The problematic relationship between integrative science and integrative spirituality

Dr. Mark Edwards

Meta-studies are integrative endeavours.  But when does the search for integration and integral become a colonising endeavour?  Where are the boundaries that distinguish a holistic integration from and a totalising meta-narrative?  

Science, philosophy and religion are all very different realms of human endeavour.  They have some things in common but they are not the same thing.  They are constructed, evaluated and experienced in fundamentally different ways.  They have very different institutional bases and their constituent communities behave in different ways and follow different cultural norms.  There are shared characteristics but these commonalities are best seen within the context of core differences that each contribute uniquely to the human story.  Given this when we derive scientific metatheories what is their relationship to the domains of religion and philosophy?  In particular, what role might scientific meta-frameworks play in the world of religion and spirituality? I think it a great mistake to take the metatheories and meta-philosophies developed within the discipline of science and rational learning and apply them to spirituality.  Many dangers lie in this indiscriminate application of metatheory to the way we experience religion.  

What is of particular relevance here is the application of integral approaches like AQAL that purport to be "all embracing" to other domains of human experience.  Can an integral theory be used to structure and develop spiritual practices and techniques be used to guide spiritual development and growth, be used to promote one form of spirituality over another.  It seems to me that that the exportation of scientific models into other territories of human experience needs to be very consciously and cautiously done, and the due regard for the dangers and fragilities of that process be clearly kept in mind.  If not then the no boundary assumptions that I see as plaguing the development and use of AQAL in the scientific domains will be reproduced within the spiritual domain with disastrous impact.  I see the ongoing parade of scandals (including the very recent dramas) involving several spiritual teachers associated with forms of integral spirituality as being closely linked with the “all-embracing” myth that surrounds AQAL and with the lack of domain boundaries that accompany this form of metatheory.  

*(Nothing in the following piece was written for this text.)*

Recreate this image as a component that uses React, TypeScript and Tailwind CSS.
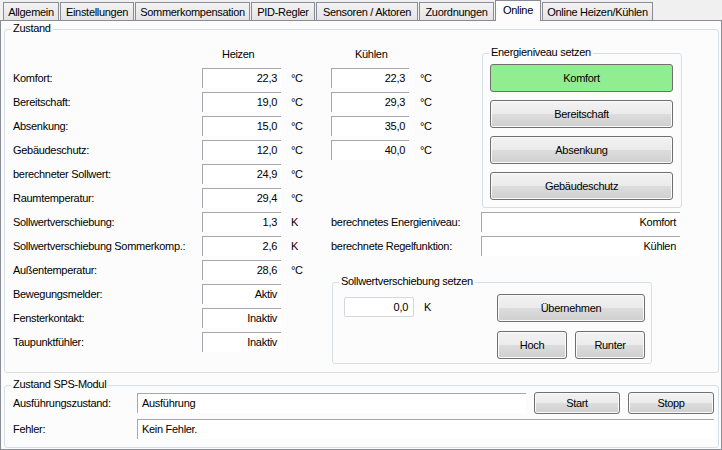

When the scientific map of and “all embracing” “theory of everything” form of AQAL (which makes strong claims that it possesses scientific validity and that it has been developed on the basis of scientific theories and empirical evidence) is exported into the spiritual domain all kinds of relational boundaries can get lost – interpersonal, philosophical, and cultural.  That some spiritual teachers who take on the boundaryless AQAL map may also lose a clear sense of boundaries does not surprise me.  The wholesale and uncritical transportation of scientific meta-studies into other, very different, domains of human experience is not a good thing. When those meta-theories claim and all-embracing relevance and application, their transposition onto other areas of cultural life is doubly problematic.  

There need to be many conversations around these issues if the relationship between scientific big pictures and their use in such areas as spiritual practice are even begun to be understood.  Without those conversations and critical investigations the relationship between metatheories and how they inform spiritual models and practices will continue to be an area of ethical concern.